The boats were built upon wooden scaffolding in a dry dock that was flooded with water when the boat was completed and then floated onto the Yangtze river.
The ruins of the scaffolding can still be seen in the excavated pits.
The park plans to build a replica of one of the treasure boats which should be completed by next spring, park administrators said.
China's government has largely commemorated the 600th anniversary of Zheng's voyages -- and his apparent disinterest in the conquest of faraway lands despite overwhelming naval superiority -- as proof that China's 21st century rise as a global economic and political power will come peacefully.

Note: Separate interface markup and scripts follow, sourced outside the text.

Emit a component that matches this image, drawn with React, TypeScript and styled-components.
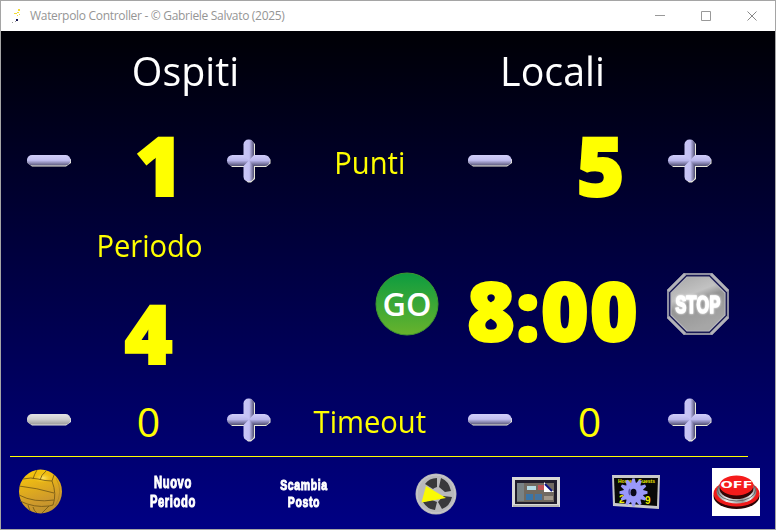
import React from "react";
import styled, { createGlobalStyle } from "styled-components";

const GlobalStyle = createGlobalStyle`
  * { box-sizing: border-box; }
  body { margin: 0; overflow: hidden; font-family: "Open Sans", "Noto Sans", sans-serif; }
  button { border: 0; padding: 0; background: none; display: block; }
  svg { display: block; }
`;

const Window = styled.div`
  width: 776px;
  height: 530px;
  display: flex;
  flex-direction: column;
  border: 1px solid #a5a5a5;
  background: #fff;
`;

const TitleBar = styled.header`
  height: 30px;
  flex: none;
  display: flex;
  align-items: center;
  padding-left: 10px;
  color: #959595;
`;

const Title = styled.h1`
  margin: 0 auto 0 7px;
  font-size: 12px;
  font-weight: 400;
  line-height: 30px;
  letter-spacing: -0.31px;
  white-space: nowrap;
`;

const WindowButton = styled.button`
  width: 46px;
  height: 29px;
  display: grid;
  place-items: center;
`;

const Board = styled.main`
  flex: 1;
  display: flex;
  flex-direction: column;
  background: linear-gradient(#000005, #000084);
`;

const TeamRow = styled.section`
  height: 79px;
  display: grid;
  grid-template-columns: 369px 365px;
`;

const Team = styled.h2`
  margin: 0;
  color: #fff;
  font-size: 41px;
  font-weight: 400;
  line-height: 78px;
  text-align: center;
  transform: scaleX(0.96);
`;

const CounterRow = styled.section<{ $height: number }>`
  height: ${(p) => p.$height}px;
  display: grid;
  grid-template-columns: 96px 103px 98px 143px 97px 103px 97px;
  grid-template-rows: 100%;
  align-items: center;
  justify-items: center;
`;

const Label = styled.span`
  color: #ff0;
  font-size: 31px;
  line-height: 42px;
  padding-top: 2px;
  white-space: nowrap;
  transform: scaleX(0.94);
`;

const SmallValue = styled.span`
  color: #ff0;
  font-size: 41px;
  line-height: 52px;
  padding-top: 2px;
`;

const BigValue = styled.span<{ $shift?: number; $drop?: number }>`
  color: #ff0;
  font-family: "Noto Sans", "Open Sans", sans-serif;
  font-size: 82px;
  font-weight: 900;
  line-height: 100px;
  letter-spacing: 1px;
  -webkit-text-stroke: 2px #ff0;
  white-space: nowrap;
  margin-left: ${(p) => p.$shift ?? 0}px;
  margin-top: ${(p) => p.$drop ?? 0}px;
`;

const MiddleRow = styled.section`
  height: 182px;
  display: grid;
  grid-template-columns: 296px 1fr;
`;

const Period = styled.div`
  display: flex;
  flex-direction: column;
  align-items: center;
  padding-top: 10px;
`;

const Clock = styled.div`
  display: grid;
  grid-template-columns: 66px 226px 64px;
  grid-template-rows: 100%;
  align-items: center;
  justify-items: center;
  height: 102px;
  margin: 41px 0 0 77px;
`;

const Divider = styled.hr`
  width: 738px;
  height: 1px;
  margin: 10px 0 0 9px;
  border: 0;
  flex: none;
  background: #ff0;
`;

const Toolbar = styled.footer`
  height: 70px;
  display: grid;
  grid-template-columns: 105px 131px 132px 117px 99px 101px 88px;
  grid-template-rows: 100%;
  align-items: center;
  justify-items: center;
`;

const ToolButton = styled.button<{ $dx?: number; $dy?: number }>`
  margin-left: ${(p) => p.$dx ?? 0}px;
  margin-top: ${(p) => p.$dy ?? 0}px;
`;

const Caption = styled.span<{ $size: number; $line: number }>`
  display: block;
  color: #fff;
  font-family: "Liberation Sans", Arial, sans-serif;
  font-weight: 700;
  font-size: ${(p) => p.$size}px;
  line-height: ${(p) => p.$line}px;
  text-align: center;
  letter-spacing: 0.9px;
  -webkit-text-stroke: 1px #fff;
  transform: scaleX(0.7);
`;

const StopText = styled.text`
  font: 700 23px "Liberation Sans", Arial, sans-serif;
  text-anchor: middle;
  letter-spacing: 0.5px;
  fill: #fff;
  stroke: #fff;
  stroke-width: 1.6px;
  filter: drop-shadow(0 0 1.200px #fff);
`;

const MinusIcon = ({ gray = false }: { gray?: boolean }) => {
  const id = gray ? "bar-gray" : "bar-lilac";
  const [a, b, c] = gray ? ["#e4e4e4", "#cfcfcf", "#9c9c9c"] : ["#d2cffa", "#c2bff0", "#5c5a7c"];
  return (
    <svg width="46" height="14" viewBox="0 0 46 14">
      <defs>
        <linearGradient id={id} x2="0" y2="1">
          <stop offset="0" stopColor={a} />
          <stop offset=".5" stopColor={b} />
          <stop offset="1" stopColor={c} />
        </linearGradient>
      </defs>
      <path d="M6 2h34l5 3.500v3.500l-5 3.500H6L1.500 9V5z" fill={gray ? "#e2e2e2" : "#f0f0e0"} />
      <rect x="1" y="1" width="43.500" height="10.500" rx="5" fill={`url(#${id})`} />
    </svg>
  );
};

const PlusIcon = () => (
  <svg width="46" height="46" viewBox="0 0 46 46">
    <defs>
      <linearGradient id="plus-h" x2="0" y2="1">
        <stop offset="0" stopColor="#d0cdfa" />
        <stop offset=".5" stopColor="#bab7ec" />
        <stop offset="1" stopColor="#504e72" />
      </linearGradient>
      <linearGradient id="plus-v">
        <stop offset="0" stopColor="#c9c6f5" />
        <stop offset=".55" stopColor="#c4c1f4" />
        <stop offset="1" stopColor="#4e4c70" />
      </linearGradient>
    </defs>
    <path d="M18 6l4-4h3l4 4v12h12l3.500 3.500v4L40 29H29v12l-4 3.500h-3L18 41V29H6l-4-4v-3l4-4h12z" fill="#e9e9dc" />
    <rect x="1" y="17" width="43" height="11" rx="5.500" fill="url(#plus-h)" />
    <rect x="17.500" y="1.500" width="10.500" height="42" rx="5" fill="url(#plus-v)" />
    <path d="M17.500 17l5.500 5.500-5.500 5.500H16V17zM28 17l-5 5.500 5 5.500h2V17z" fill="url(#plus-h)" />
  </svg>
);

const GoIcon = () => (
  <svg width="66" height="66" viewBox="0 0 66 66">
    <defs>
      <linearGradient id="go" x2="0" y2="1">
        <stop offset="0" stopColor="#0d9c40" />
        <stop offset="1" stopColor="#68b32c" />
      </linearGradient>
    </defs>
    <circle cx="33" cy="33" r="31" fill="url(#go)" stroke="#3f9630" />
    <text x="33" y="44.500" textAnchor="middle" fontFamily="Open Sans" fontSize="33" fontWeight="600" fill="#fff" textLength="49" lengthAdjust="spacingAndGlyphs">GO</text>
  </svg>
);

const StopIcon = () => (
  <svg width="64" height="64" viewBox="0 0 64 64">
    <defs>
      <linearGradient id="stop" x2=".4" y2="1">
        <stop offset="0" stopColor="#a6a6a6" />
        <stop offset=".4" stopColor="#c2c2c2" />
        <stop offset=".55" stopColor="#959595" />
        <stop offset="1" stopColor="#a6a6a6" />
      </linearGradient>
    </defs>
    <path d="M18 1h28l17 17v28L46 63H18L1 46V18z" fill="#8f8fa0" />
    <path d="M20 3h24l17 17v24L44 61H20L3 44V20z" fill="#1a1a55" />
    <path d="M21 5h22l16 16v22L43 59H21L5 43V21z" fill="url(#stop)" stroke="#b4b4b8" strokeWidth="1.200" />
    <path d="M19 2L2 19M45 2l17 17M2 45l17 17M62 45L45 62" stroke="#b2b2b8" strokeWidth="3" />
    <g transform="translate(32 41) scale(.7 1.080)">
      <StopText>STOP</StopText>
    </g>
  </svg>
);

const BallIcon = () => (
  <svg width="44" height="46" viewBox="0 0 44 46">
    <defs>
      <linearGradient id="ball" x1=".3" x2=".6" y2="1">
        <stop offset="0" stopColor="#f8c80a" />
        <stop offset=".35" stopColor="#e4b01a" />
        <stop offset=".7" stopColor="#cf9a2b" />
        <stop offset="1" stopColor="#bc902e" />
      </linearGradient>
      <radialGradient id="ball-shine">
        <stop offset="0" stopColor="#ffe66e" />
        <stop offset="1" stopColor="#f8c80a" stopOpacity="0" />
      </radialGradient>
    </defs>
    <ellipse cx="22.500" cy="22.500" rx="21.500" ry="22" fill="url(#ball)" />
    <ellipse cx="25" cy="9" rx="10" ry="5" fill="url(#ball-shine)" />
    <g fill="none" stroke="#6e5414" strokeWidth=".8">
      <path d="M5 10q8-2 15 0t14 2l2-6M34 12q5 13 1 24M1 17q18 2 35 7M1 26q15 8 35 5M2 32q14 7 29 5l4-1M19 1q-3 5-4 9M28 2q-5 4-6 9M10 36l2 6M15 38q1 4 4 6M31 37l-7 7" />
      <path d="M38 9q8 14-1 28" opacity=".3" />
    </g>
  </svg>
);

const ReelIcon = () => (
  <svg width="42" height="42" viewBox="0 0 42 42">
    <circle cx="21" cy="21" r="20.500" fill="#b9b9bb" />
    <circle cx="21" cy="21" r="19" fill="none" stroke="#cacacc" />
    <g fill="#39393b">
      <path d="M22 5q-8 0-12 6l8 5q1-1 4-2zM26 5q8 3 10 13l-6 1-6-5zM37 24q-2 9-10 12l-4-7 5-6zM20 37q-8-1-12-8l9-2 5 2z" />
    </g>
    <path d="M11 13L31 25 6.500 29.500z" fill="#fafa05" />
  </svg>
);

const PhotoIcon = () => (
  <svg width="48" height="30" viewBox="0 0 48 30">
    <rect width="48" height="30" fill="#d9d9d7" />
    <rect x="1" y="28" width="46" height="2" fill="#b5b5b2" />
    <rect x="3" y="3" width="42" height="24" fill="#201d2c" />
    <rect x="5" y="6" width="37" height="19" fill="#716a61" />
    <rect x="5" y="6" width="7" height="18" fill="#788285" />
    <rect x="15" y="9" width="9" height="4" fill="#b5dbe5" />
    <rect x="26" y="8" width="6" height="5" fill="#bf5357" />
    <rect x="14" y="17" width="7" height="6" fill="#3975a9" />
    <rect x="23" y="17" width="7" height="6" fill="#4474a1" />
    <rect x="32" y="19" width="9" height="4" fill="#a3998b" />
    <path d="M32 5l10 10h-10z" fill="#fff" />
    <path d="M33 7l7 7" stroke="#071080" strokeWidth="2" />
  </svg>
);

const teeth = Array.from({ length: 12 }, (_, i) => i * 30);

const SettingsIcon = () => (
  <svg width="48" height="36" viewBox="0 0 48 36">
    <path d="M0 1h48l-1 34L1 32z" fill="#c8c8ca" />
    <path d="M2 4h44l-1 28L3 29z" fill="#080808" />
    <g fill="#efef00" fontFamily="Liberation Sans" fontWeight="700">
      <text x="6" y="9" fontSize="5">Home</text>
      <text x="26" y="9" fontSize="5">Guests</text>
      <text x="7" y="29" fontSize="10">2</text>
      <text x="33" y="30" fontSize="10">9</text>
    </g>
    <g fill="#9a99fb">
      <circle cx="21.500" cy="18.500" r="10" />
      {teeth.map((a) => (
        <path key={a} d="M18.800 10l1.500-5.500h2.400l1.500 5.500z" transform={`rotate(${a} 21.500 18.500)`} />
      ))}
    </g>
    <ellipse cx="21.500" cy="18.500" rx="3" ry="3.700" fill="#09091c" />
    <path d="M18 15q-2 3 0 6" fill="none" stroke="#5554a8" strokeWidth="1.500" />
  </svg>
);

const OffIcon = () => (
  <svg width="48" height="48" viewBox="0 0 48 48">
    <defs>
      <linearGradient id="steel">
        <stop offset="0" stopColor="#777" />
        <stop offset=".25" stopColor="#eee" />
        <stop offset=".65" stopColor="#999" />
        <stop offset=".85" stopColor="#eee" />
        <stop offset="1" stopColor="#777" />
      </linearGradient>
    </defs>
    <rect width="48" height="48" fill="#fff" />
    <ellipse cx="24.500" cy="28" rx="23" ry="13" fill="#2c0505" />
    <ellipse cx="24.500" cy="25.500" rx="23" ry="13" fill="#f01818" />
    <ellipse cx="24.500" cy="23.500" rx="20" ry="12" fill="url(#steel)" />
    <ellipse cx="24.500" cy="22" rx="19" ry="11" fill="none" stroke="#555" strokeWidth=".8" />
    <ellipse cx="24.500" cy="20.500" rx="17" ry="10.500" fill="#350505" />
    <ellipse cx="24.500" cy="17.500" rx="17" ry="10" fill="#f51b1b" />
    <text x="24.500" y="20" textAnchor="middle" textLength="32" lengthAdjust="spacingAndGlyphs" fontFamily="DejaVu Sans" fontWeight="700" fontSize="9.500" fill="#fff">OFF</text>
  </svg>
);

const AppIcon = () => (
  <svg width="12" height="16" viewBox="0 0 12 16">
    <path d="M7 1h2v2H7zM3 5h3v1H3zM6 4h2v1H6zM8 6h1v1H8zM6 7h1v1H6z" fill="#f3dc35" />
    <path d="M5 11h2v2H5z" fill="#141450" />
    <path d="M1 14h1v1H1zM4 13h1v1H4z" fill="#999" />
  </svg>
);

const Minus = ({ gray = false }: { gray?: boolean }) => (
  <button aria-label="Meno"><MinusIcon gray={gray} /></button>
);
const Plus = () => (
  <button aria-label="Più"><PlusIcon /></button>
);

export default function App() {
  return (
    <>
      <GlobalStyle />
      <Window>
        <TitleBar>
          <AppIcon />
          <Title>Waterpolo Controller - © Gabriele Salvato (2025)</Title>
          <WindowButton aria-label="Riduci">
            <svg width="11" height="11"><path d="M0 4.500h10" stroke="#999" /></svg>
          </WindowButton>
          <WindowButton aria-label="Ingrandisci">
            <svg width="11" height="11"><path d="M.5.500h9v9h-9z" stroke="#999" fill="none" /></svg>
          </WindowButton>
          <WindowButton aria-label="Chiudi">
            <svg width="11" height="11"><path d="M.5.500l9 9M9.500.500l-9 9" stroke="#888" /></svg>
          </WindowButton>
        </TitleBar>
        <Board>
          <TeamRow>
            <Team>Ospiti</Team>
            <Team>Locali</Team>
          </TeamRow>
          <CounterRow $height={102}>
            <Minus />
            <BigValue $shift={22} $drop={6}>1</BigValue>
            <Plus />
            <Label>Punti</Label>
            <Minus />
            <BigValue $shift={23} $drop={6}>5</BigValue>
            <Plus />
          </CounterRow>
          <MiddleRow>
            <Period>
              <Label>Periodo</Label>
              <BigValue $drop={16}>4</BigValue>
            </Period>
            <Clock>
              <button aria-label="Avvia"><GoIcon /></button>
              <BigValue $drop={10}>8:00</BigValue>
              <button aria-label="Ferma"><StopIcon /></button>
            </Clock>
          </MiddleRow>
          <CounterRow $height={52}>
            <Minus gray />
            <SmallValue>0</SmallValue>
            <Plus />
            <Label>Timeout</Label>
            <Minus />
            <SmallValue>0</SmallValue>
            <Plus />
          </CounterRow>
          <Divider />
          <Toolbar>
            <ToolButton $dx={-27}><BallIcon /></ToolButton>
            <ToolButton $dx={2}>
              <Caption $size={16} $line={19}>Nuovo<br />Periodo</Caption>
            </ToolButton>
            <ToolButton $dx={2} $dy={2}>
              <Caption $size={15} $line={17}>Scambia<br />Posto</Caption>
            </ToolButton>
            <ToolButton $dx={17} $dy={3}><ReelIcon /></ToolButton>
            <ToolButton><PhotoIcon /></ToolButton>
            <ToolButton><SettingsIcon /></ToolButton>
            <ToolButton $dx={11}><OffIcon /></ToolButton>
          </Toolbar>
        </Board>
      </Window>
    </>
  );
}
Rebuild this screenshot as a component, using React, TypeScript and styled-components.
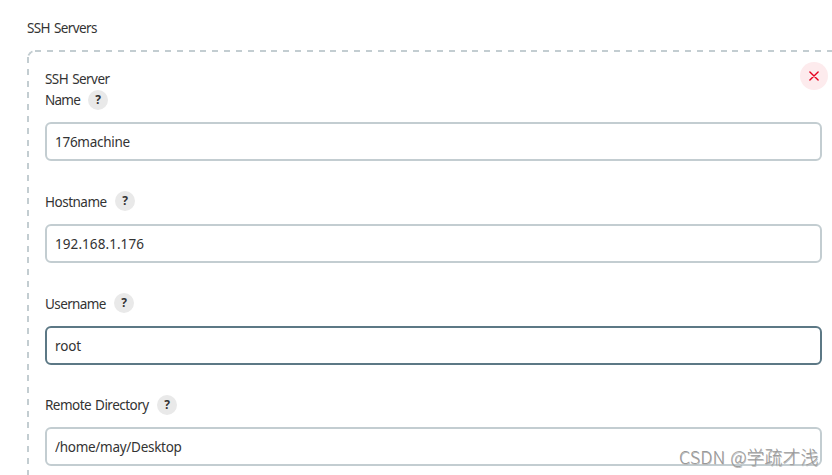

But for many, Zheng's exploits are also a reflection of China's long-standing closed door mentality and its failure to make better use of its powerful navy and innovations such as the compass and boat building to strengthen its global influence.
After the death of the Ming Yongle emperor, the mover behind the voyages, Zheng was allowed one final voyage before his fleet was grounded and Chinese maritime exploits came to a halt.
"Zheng's voyages were the result of the will of the Yongle emperor to explore the high seas, but as soon as the emperor died, exploration of the sea ended in a rather dramatic way," Feng Xiangxiang, a curator at the Jinghai Temple said.
Inward looking bureaucrats at the time stifled the maritime industry throughout the nation and boats built over a certain size became punishable by death.
"Today we say that going into the sea was not a mistake, but due to China's feudal bureaucratic system maritime travel was stopped and from then on the nation fell behind in navigation sciences and the country became weak," Feng said.
China's failure to take advantage of its powerful navy would come back to haunt the nation several hundred years later during the Opium Wars of the 19th century.
At that time British gunboats forced their way up the Yangtze River and anchored not far from the site of Zheng He's boat yards.
Ironically, it was in the Jinghai Temple that Great Britain negotiated the 1842 Treaty of Nanking ending the first opium war and ceding Hong Kong to Britain.